Dacheng Ren Named Interim Director of the SBI
Dacheng Ren, professor of biomedical and chemical engineering in the College of Engineering and Computer Science, has been named interim director of the Syracuse Biomaterials Institute (SBI). In this leadership role, Ren will oversee all day-to-day operations of the institute, an interdisciplinary collaboration of faculty from the College of Arts and Sciences and College of Engineering and Computer Science.
“Since its inception here at Syracuse, the SBI has been a hub for intellectual collaboration that taps the expertise of both science and engineering faculty to pursue solutions to urgent healthcare challenges,” says Interim Vice President for Research Peter Vanable. “Dacheng has shown a deep commitment to this work and to the shared physical and intellectual space that drives innovation and discovery with real-world ramifications. I am grateful to him for taking on this responsibility, and I am confident the SBI will be in good hands during this period of transition.”
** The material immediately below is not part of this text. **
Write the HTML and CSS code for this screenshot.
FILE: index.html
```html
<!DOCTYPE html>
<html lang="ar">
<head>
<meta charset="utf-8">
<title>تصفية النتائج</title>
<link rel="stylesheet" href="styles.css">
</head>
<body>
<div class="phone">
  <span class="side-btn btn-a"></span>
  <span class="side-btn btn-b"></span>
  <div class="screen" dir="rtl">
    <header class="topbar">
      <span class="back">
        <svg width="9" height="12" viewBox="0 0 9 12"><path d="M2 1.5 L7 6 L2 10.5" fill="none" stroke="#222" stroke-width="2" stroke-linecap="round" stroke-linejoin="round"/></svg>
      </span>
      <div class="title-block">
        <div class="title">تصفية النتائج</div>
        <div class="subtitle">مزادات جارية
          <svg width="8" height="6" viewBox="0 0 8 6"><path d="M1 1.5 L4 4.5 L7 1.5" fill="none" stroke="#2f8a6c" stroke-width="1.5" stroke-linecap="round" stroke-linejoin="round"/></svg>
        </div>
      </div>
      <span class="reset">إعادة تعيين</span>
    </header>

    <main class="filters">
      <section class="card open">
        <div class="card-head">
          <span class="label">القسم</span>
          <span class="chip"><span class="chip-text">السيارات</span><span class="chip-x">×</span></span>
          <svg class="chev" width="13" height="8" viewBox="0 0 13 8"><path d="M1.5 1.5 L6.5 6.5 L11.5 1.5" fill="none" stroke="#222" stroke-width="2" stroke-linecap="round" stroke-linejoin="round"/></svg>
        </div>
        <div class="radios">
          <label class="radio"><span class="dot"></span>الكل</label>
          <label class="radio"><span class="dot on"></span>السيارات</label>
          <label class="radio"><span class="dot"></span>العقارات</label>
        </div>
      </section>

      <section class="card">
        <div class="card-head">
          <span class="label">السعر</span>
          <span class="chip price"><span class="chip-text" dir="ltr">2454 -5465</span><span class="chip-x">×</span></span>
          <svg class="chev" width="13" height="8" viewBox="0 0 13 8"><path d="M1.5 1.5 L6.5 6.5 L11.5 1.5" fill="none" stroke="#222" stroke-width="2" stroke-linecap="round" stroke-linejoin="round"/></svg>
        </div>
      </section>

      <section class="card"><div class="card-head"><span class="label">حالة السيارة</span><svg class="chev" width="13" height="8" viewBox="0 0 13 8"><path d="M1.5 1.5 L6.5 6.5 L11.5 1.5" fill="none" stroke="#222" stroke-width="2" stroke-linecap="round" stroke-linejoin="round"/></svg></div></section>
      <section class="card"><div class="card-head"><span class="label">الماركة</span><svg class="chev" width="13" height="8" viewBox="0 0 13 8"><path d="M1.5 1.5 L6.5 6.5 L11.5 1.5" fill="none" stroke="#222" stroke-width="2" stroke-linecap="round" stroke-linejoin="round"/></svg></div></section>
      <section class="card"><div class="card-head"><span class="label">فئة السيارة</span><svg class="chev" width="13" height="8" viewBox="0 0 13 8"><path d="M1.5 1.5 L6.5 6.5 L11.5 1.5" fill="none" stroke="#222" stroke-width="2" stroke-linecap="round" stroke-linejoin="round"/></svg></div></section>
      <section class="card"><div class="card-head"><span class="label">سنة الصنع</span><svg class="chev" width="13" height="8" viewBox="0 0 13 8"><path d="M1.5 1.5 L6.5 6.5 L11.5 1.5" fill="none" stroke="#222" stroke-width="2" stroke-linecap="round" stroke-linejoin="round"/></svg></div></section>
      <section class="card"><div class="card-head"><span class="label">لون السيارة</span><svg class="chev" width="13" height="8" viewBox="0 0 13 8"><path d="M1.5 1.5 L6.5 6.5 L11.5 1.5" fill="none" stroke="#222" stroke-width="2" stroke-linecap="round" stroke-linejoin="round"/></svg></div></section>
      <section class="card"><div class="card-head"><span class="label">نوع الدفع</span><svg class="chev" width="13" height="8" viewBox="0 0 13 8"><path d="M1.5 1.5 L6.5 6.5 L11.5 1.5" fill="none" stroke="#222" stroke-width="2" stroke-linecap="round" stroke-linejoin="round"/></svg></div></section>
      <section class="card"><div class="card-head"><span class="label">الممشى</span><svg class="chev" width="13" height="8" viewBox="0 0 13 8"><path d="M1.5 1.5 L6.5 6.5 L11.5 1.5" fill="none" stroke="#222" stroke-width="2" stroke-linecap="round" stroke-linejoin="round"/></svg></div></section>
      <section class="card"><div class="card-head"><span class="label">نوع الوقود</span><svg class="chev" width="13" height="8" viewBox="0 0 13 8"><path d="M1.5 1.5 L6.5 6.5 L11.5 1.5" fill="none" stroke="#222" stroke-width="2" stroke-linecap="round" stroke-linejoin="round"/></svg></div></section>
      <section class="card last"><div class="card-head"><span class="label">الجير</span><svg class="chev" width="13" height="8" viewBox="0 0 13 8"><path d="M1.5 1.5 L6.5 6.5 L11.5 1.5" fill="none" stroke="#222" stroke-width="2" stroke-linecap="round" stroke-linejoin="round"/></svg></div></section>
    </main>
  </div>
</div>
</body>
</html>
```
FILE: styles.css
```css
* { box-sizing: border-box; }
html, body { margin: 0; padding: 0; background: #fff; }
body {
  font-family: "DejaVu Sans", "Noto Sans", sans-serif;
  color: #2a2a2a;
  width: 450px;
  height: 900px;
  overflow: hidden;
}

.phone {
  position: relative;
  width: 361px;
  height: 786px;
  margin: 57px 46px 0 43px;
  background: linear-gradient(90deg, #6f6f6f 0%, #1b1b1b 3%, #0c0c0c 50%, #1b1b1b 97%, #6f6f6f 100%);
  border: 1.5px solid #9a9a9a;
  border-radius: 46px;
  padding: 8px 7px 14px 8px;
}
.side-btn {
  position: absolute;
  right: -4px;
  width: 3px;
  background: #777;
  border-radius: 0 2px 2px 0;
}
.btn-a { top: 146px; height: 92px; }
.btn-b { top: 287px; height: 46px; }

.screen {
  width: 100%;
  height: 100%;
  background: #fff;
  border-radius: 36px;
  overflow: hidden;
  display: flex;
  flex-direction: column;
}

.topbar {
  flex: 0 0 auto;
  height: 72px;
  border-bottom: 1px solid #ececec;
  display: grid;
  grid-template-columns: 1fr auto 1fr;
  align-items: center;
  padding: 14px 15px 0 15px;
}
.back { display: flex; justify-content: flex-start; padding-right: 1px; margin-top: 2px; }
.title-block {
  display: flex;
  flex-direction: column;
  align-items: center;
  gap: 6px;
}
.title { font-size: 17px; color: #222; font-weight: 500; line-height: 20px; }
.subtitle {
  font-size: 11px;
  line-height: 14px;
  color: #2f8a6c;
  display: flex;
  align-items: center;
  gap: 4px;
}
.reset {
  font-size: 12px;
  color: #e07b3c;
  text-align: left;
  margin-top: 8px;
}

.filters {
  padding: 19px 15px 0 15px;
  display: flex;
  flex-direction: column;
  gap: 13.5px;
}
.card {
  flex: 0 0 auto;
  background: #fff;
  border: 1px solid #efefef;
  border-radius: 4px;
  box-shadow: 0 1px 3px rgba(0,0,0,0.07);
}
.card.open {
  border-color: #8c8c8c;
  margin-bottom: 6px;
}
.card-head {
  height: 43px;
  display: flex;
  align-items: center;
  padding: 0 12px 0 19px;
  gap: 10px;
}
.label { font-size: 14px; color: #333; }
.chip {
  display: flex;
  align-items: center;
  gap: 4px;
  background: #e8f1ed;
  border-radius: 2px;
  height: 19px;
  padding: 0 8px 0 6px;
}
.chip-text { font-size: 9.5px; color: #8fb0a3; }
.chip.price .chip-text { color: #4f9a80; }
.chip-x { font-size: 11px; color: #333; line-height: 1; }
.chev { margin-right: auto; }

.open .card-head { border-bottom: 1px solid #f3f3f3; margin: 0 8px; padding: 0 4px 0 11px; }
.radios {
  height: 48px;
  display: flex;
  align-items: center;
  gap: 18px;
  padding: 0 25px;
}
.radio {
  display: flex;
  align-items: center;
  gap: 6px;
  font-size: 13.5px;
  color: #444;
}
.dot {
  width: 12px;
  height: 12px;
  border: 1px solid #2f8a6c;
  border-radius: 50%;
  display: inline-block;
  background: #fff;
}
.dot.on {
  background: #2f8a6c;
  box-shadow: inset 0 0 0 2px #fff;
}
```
Ren has been a member of the biomedical and chemical engineering faculty since 2006. He also serves as director of the chemical engineering graduate program and holds courtesy appointments in the Department of Civil and Environmental Engineering and the Department of Biology in the College of Arts and Sciences. He has been a member of the SBI faculty collaboration since its inception, with his research activity focusing on microbe-surface interactions, cell-cell signaling, device-associated infections, sensors for pathogen detection, novel biofilm inhibitors and surface modification for biofilm control. Ren is a past recipient of an NSF CAREER award and a 2014 recipient of a Faculty Excellence Award from the College of Engineering and Computer Science.
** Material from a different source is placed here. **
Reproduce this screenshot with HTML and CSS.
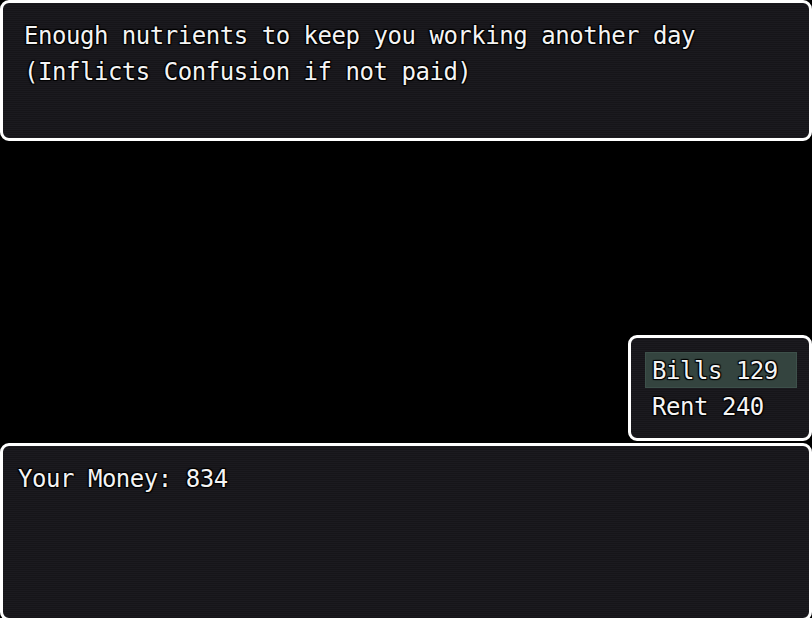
FILE: index.html
```html
<!DOCTYPE html>
<html>
<head>
<meta charset="utf-8">
<link rel="stylesheet" href="styles.css">
</head>
<body>
<div class="screen">
  <div class="window help">
    <p class="line">Enough nutrients to keep you working another day</p>
    <p class="line">(Inflicts Confusion if not paid)</p>
  </div>
  <div class="spacer"></div>
  <div class="window menu">
    <div class="row selected">Bills 129</div>
    <div class="row">Rent 240</div>
  </div>
  <div class="window status">
    <p class="line">Your Money: 834</p>
  </div>
</div>
</body>
</html>
```
FILE: styles.css
```css
html, body {
  margin: 0;
  padding: 0;
  background: #000;
}
.screen {
  width: 812px;
  height: 618px;
  display: flex;
  flex-direction: column;
  overflow: hidden;
  font-family: "DejaVu Sans Mono", "Liberation Mono", monospace;
  font-size: 24px;
  letter-spacing: -0.47px;
  line-height: 36px;
  color: #f4f4f4;
  text-shadow: 0 0 1px #000, 1px 1px 1px #000, -1px -1px 1px #000, 1px -1px 1px #000, -1px 1px 1px #000;
}
.window {
  box-sizing: border-box;
  border: 3px solid #fff;
  border-radius: 9px;
  background: repeating-linear-gradient(to bottom, #1b1a1f 0 1px, #161519 1px 2px);
  flex: none;
}
.line {
  margin: 0;
  white-space: pre;
}
.help {
  height: 141px;
  padding: 15px 21px 0;
}
.spacer {
  flex: 1;
}
.menu {
  align-self: flex-end;
  width: 184px;
  height: 106px;
  padding: 14px 12px 14px 14px;
  margin-bottom: 2px;
}
.row {
  height: 36px;
  padding: 1px 0 0 7px;
  box-sizing: border-box;
  white-space: pre;
}
.selected {
  background: #34443f;
  box-shadow: inset 0 0 0 1px #3d504a;
}
.status {
  height: 178px;
  padding: 15px 15px 0;
  margin-bottom: -3px;
}
```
Established at Syracuse in 2007 and housed in Bowne Hall, the SBI comprises a highly collaborative roster of faculty spanning eight academic units as well as researchers from SUNY-ESF and SUNY Upstate Medical University. About 35 faculty and 150 students, on average, are involved with the SBI, pursuing both fundamental and applied research. Key areas of research include, among others, new technologies for joint replacement and soft tissue repair, fundamental research into the interactions between biological matter and nonliving materials, as well as studies of cell behavior to better understand the progression of diseases such as cancer or asthma.
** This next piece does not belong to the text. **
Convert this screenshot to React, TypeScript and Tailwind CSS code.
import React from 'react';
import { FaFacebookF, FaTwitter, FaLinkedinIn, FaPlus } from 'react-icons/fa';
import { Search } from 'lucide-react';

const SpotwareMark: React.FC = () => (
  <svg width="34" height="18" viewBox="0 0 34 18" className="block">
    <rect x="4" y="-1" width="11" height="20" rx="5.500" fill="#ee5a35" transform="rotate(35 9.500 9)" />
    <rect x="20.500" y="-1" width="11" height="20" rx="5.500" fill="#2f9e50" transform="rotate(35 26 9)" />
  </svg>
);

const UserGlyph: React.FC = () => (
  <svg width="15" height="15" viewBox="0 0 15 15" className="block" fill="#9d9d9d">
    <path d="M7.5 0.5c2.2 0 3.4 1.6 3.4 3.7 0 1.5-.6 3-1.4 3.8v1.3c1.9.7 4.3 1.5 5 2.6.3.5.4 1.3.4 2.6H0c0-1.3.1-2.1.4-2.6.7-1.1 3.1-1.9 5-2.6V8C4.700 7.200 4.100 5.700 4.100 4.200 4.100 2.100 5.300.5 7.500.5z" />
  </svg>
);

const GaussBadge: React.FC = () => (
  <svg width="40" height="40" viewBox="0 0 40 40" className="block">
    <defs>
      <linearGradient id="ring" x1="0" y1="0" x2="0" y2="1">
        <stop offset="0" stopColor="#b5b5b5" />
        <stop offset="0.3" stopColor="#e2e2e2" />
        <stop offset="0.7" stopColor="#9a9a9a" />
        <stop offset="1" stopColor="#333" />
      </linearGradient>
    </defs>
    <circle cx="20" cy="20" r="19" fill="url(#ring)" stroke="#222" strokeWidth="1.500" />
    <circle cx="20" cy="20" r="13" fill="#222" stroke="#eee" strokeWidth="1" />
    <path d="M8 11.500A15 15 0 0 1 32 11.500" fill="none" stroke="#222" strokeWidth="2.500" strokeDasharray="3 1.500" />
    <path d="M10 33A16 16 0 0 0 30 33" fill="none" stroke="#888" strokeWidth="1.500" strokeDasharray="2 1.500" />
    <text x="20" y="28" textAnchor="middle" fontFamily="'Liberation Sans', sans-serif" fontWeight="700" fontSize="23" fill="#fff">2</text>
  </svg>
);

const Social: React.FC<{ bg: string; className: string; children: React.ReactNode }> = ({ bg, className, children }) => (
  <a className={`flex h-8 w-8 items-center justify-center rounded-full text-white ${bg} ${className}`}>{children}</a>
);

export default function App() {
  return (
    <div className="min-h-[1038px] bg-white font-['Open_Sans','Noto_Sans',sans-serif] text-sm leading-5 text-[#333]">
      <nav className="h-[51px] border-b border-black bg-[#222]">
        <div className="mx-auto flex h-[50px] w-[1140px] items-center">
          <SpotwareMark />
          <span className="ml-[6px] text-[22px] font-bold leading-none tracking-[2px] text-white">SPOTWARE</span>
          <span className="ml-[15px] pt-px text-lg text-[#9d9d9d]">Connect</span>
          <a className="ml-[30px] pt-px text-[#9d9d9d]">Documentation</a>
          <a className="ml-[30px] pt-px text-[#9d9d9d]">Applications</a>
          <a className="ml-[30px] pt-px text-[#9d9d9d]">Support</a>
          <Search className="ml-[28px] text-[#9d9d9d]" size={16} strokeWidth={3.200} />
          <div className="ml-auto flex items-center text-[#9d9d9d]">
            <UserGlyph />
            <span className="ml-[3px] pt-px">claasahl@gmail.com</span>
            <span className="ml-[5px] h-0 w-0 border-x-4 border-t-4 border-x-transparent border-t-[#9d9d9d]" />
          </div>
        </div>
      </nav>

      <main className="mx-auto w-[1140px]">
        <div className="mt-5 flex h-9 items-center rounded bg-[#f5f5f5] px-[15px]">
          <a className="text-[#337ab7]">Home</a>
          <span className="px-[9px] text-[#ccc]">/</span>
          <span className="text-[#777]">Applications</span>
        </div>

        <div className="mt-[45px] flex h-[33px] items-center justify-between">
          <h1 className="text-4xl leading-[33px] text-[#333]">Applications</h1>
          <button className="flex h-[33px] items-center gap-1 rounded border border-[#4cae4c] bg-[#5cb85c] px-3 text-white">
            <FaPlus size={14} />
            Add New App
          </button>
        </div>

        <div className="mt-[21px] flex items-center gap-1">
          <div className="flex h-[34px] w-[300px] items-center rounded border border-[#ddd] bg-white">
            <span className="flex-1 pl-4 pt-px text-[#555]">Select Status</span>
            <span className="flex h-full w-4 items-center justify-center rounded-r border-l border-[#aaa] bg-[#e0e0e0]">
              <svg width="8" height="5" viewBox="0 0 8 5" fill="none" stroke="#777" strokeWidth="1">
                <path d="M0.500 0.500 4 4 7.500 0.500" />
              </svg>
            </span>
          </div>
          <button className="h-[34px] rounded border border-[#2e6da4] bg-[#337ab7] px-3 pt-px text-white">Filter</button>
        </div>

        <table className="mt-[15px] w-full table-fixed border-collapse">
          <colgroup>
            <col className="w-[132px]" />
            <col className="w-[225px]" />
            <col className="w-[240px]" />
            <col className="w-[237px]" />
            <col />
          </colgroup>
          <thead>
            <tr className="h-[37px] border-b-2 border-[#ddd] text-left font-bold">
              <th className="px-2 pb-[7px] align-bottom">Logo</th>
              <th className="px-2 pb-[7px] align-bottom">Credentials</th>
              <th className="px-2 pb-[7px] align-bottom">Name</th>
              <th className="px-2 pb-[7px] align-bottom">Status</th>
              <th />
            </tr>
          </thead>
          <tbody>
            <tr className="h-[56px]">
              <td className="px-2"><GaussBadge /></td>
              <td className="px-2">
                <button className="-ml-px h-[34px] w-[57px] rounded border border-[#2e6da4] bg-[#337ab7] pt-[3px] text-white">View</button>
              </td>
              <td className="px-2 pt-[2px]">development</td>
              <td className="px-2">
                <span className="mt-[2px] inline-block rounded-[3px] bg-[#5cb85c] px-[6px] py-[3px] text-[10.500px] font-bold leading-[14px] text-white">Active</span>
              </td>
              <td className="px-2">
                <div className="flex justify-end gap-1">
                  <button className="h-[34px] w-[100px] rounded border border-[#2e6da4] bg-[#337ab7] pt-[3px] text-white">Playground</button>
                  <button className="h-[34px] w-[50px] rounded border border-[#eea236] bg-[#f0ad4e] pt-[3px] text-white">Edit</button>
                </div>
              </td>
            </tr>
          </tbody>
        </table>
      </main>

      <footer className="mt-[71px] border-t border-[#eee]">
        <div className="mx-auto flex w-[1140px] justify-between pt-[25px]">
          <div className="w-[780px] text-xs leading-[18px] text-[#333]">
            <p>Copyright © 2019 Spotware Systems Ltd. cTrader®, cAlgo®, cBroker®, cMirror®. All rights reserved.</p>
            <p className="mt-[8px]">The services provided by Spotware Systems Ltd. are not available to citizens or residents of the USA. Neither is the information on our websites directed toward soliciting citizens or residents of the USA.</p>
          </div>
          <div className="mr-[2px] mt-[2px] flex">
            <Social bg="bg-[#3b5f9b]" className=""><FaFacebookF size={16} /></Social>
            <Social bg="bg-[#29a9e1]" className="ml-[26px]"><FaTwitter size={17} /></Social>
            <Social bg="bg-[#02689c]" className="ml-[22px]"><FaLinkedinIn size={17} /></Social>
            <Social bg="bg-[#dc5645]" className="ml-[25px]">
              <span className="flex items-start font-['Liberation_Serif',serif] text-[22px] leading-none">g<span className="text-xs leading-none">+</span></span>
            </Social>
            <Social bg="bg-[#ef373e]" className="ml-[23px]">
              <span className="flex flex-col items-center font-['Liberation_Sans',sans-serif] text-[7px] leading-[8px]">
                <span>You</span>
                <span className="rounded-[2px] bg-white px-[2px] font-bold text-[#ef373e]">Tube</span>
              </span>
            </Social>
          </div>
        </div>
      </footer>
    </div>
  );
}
Through 2014, the SBI has received about $13 million in external funding from federal, state, corporate and foundation sources. The collaborative nature of the institute has been key to securing some of that funding, including a five-year, $3 million grant from the National Science Foundation to train doctoral students from the College of Arts and Sciences and College of Engineering and Computer Science to reach across traditional fields of study in their research. Another NSF-funded research project draws on the expertise of faculty from physics and biomedical and chemical engineering to probe cell behavior and how it might be manipulated to alter the course of disease.
Ren has a Ph.D. in chemical engineering from University of Connecticut. His appointment as interim director follows the departure of Patrick Mather, the SBI’s first director, in June to take a position as dean of engineering at Bucknell University. The University plans to launch a search for a permanent director of the SBI in the near future.